▶ RAW RECORDS:
-- BEGIN --
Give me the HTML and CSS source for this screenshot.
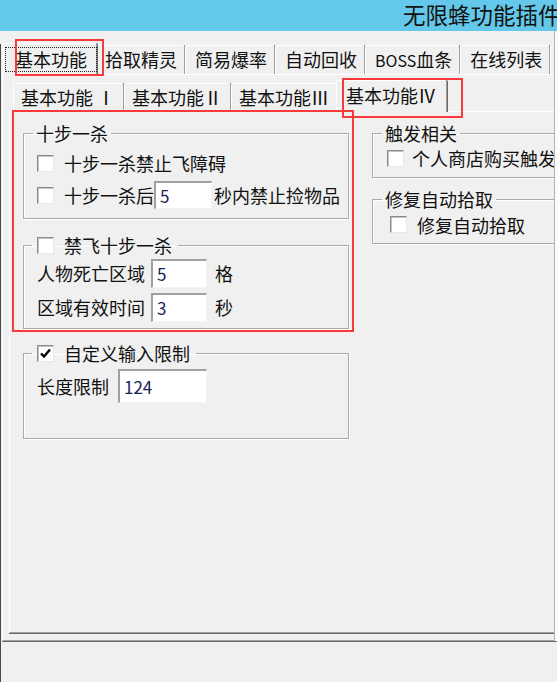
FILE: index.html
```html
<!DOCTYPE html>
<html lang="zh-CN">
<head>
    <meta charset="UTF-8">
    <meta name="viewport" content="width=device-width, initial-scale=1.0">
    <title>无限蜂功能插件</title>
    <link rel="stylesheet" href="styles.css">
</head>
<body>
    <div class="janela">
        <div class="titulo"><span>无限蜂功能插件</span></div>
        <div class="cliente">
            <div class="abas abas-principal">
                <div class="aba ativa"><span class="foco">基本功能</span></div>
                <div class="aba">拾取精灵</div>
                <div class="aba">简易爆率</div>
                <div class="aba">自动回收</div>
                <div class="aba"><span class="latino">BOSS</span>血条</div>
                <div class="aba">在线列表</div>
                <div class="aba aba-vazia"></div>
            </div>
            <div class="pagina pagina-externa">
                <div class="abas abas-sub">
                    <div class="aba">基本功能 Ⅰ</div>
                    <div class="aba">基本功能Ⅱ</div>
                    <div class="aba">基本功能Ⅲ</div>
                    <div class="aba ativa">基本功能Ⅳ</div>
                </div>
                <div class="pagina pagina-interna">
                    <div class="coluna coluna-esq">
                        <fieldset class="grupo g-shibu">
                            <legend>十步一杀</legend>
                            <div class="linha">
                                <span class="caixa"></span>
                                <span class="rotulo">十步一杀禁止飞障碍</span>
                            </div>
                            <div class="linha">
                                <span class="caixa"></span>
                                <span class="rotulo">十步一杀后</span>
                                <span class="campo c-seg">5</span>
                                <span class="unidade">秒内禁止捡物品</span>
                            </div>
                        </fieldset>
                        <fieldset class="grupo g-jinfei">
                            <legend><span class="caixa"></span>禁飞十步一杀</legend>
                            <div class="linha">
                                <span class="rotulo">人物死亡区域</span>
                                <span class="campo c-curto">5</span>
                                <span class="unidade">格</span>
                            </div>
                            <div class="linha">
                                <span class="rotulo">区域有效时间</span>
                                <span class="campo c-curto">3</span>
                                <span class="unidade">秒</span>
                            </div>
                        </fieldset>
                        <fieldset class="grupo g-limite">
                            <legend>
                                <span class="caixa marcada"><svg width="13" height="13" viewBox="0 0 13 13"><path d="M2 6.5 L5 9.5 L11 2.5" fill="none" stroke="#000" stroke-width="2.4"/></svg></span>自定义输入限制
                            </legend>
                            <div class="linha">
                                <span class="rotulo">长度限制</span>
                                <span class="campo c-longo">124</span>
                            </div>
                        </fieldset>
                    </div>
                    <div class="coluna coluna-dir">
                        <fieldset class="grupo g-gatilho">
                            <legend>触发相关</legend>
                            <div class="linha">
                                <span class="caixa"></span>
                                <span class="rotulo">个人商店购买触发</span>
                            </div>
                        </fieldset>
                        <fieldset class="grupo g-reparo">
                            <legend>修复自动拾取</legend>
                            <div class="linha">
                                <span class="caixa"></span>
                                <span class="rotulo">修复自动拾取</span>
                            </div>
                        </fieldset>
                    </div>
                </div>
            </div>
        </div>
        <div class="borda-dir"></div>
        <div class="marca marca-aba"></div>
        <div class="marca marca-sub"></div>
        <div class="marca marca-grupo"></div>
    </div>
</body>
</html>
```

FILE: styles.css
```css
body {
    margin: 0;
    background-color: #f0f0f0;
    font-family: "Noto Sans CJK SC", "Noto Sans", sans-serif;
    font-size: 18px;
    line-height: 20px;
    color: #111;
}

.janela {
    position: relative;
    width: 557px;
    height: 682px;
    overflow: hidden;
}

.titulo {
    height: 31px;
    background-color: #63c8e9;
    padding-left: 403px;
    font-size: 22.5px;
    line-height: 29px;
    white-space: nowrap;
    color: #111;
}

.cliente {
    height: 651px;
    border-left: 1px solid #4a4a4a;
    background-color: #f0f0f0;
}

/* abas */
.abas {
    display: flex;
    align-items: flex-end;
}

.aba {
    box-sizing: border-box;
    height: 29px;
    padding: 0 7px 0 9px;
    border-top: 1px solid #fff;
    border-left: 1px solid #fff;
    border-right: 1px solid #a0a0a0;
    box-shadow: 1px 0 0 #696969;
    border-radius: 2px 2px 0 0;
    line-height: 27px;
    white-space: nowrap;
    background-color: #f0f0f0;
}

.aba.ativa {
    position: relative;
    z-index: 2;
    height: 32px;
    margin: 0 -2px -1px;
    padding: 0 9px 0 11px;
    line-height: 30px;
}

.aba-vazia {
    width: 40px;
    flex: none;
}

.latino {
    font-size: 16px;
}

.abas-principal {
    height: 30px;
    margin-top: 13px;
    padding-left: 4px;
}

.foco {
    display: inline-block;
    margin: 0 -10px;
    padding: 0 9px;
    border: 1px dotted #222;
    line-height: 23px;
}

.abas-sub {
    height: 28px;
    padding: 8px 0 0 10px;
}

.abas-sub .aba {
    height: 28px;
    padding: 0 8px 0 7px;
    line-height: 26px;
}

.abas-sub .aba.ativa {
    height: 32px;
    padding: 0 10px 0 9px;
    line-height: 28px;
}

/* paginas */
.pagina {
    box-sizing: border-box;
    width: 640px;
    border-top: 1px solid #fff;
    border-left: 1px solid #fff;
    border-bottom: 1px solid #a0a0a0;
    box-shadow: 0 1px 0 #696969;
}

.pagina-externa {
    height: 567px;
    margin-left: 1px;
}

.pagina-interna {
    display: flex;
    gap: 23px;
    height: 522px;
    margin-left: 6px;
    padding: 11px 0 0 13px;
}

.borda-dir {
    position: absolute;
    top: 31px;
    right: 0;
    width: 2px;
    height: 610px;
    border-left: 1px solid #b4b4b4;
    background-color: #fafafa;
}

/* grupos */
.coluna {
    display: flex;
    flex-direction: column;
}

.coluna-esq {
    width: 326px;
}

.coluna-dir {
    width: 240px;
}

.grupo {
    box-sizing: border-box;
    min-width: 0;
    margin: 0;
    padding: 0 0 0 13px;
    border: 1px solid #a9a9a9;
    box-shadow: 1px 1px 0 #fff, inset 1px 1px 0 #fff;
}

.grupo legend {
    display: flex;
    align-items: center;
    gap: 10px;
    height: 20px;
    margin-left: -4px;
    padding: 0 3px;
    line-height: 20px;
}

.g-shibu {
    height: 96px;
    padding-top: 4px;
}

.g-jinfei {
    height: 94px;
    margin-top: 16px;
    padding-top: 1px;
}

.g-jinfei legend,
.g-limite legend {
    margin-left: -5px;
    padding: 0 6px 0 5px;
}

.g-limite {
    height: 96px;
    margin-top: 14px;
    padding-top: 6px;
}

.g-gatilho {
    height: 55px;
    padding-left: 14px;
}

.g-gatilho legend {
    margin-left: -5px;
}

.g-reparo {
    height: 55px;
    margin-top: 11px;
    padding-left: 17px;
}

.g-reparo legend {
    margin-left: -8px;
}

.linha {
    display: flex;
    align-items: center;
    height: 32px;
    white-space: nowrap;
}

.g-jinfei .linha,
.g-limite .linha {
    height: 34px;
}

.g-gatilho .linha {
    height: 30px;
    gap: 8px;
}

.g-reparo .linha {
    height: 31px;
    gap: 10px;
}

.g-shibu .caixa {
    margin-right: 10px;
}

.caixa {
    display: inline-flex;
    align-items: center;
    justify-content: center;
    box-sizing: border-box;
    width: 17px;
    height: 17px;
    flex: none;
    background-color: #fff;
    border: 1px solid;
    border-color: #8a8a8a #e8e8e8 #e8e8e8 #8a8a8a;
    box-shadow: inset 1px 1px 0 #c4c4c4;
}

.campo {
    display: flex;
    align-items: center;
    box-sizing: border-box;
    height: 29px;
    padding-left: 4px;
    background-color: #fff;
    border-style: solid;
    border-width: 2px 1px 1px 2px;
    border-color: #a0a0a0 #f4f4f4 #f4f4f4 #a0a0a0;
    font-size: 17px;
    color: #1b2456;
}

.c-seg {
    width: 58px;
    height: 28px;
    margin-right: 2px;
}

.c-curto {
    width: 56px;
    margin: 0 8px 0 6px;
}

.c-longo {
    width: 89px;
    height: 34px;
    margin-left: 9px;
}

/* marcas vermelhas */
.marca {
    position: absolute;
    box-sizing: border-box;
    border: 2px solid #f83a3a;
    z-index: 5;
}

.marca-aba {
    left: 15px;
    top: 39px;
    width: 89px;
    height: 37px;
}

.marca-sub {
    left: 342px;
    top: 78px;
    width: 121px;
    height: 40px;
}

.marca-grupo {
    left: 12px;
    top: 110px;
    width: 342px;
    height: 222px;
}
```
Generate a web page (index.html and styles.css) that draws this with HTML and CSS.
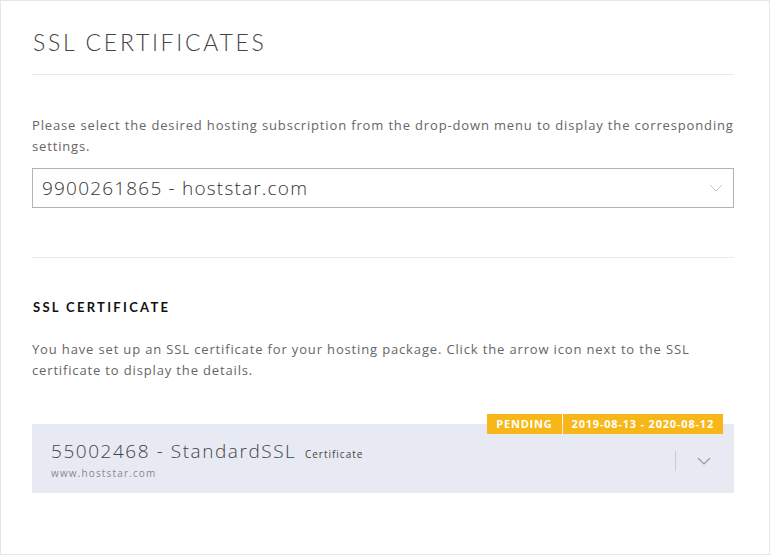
-- END --
Check each line of the records above for the string "this", and report every line that has it.

Give me the HTML and CSS source for this screenshot.
Generate a web page (index.html and styles.css) that draws this with HTML and CSS.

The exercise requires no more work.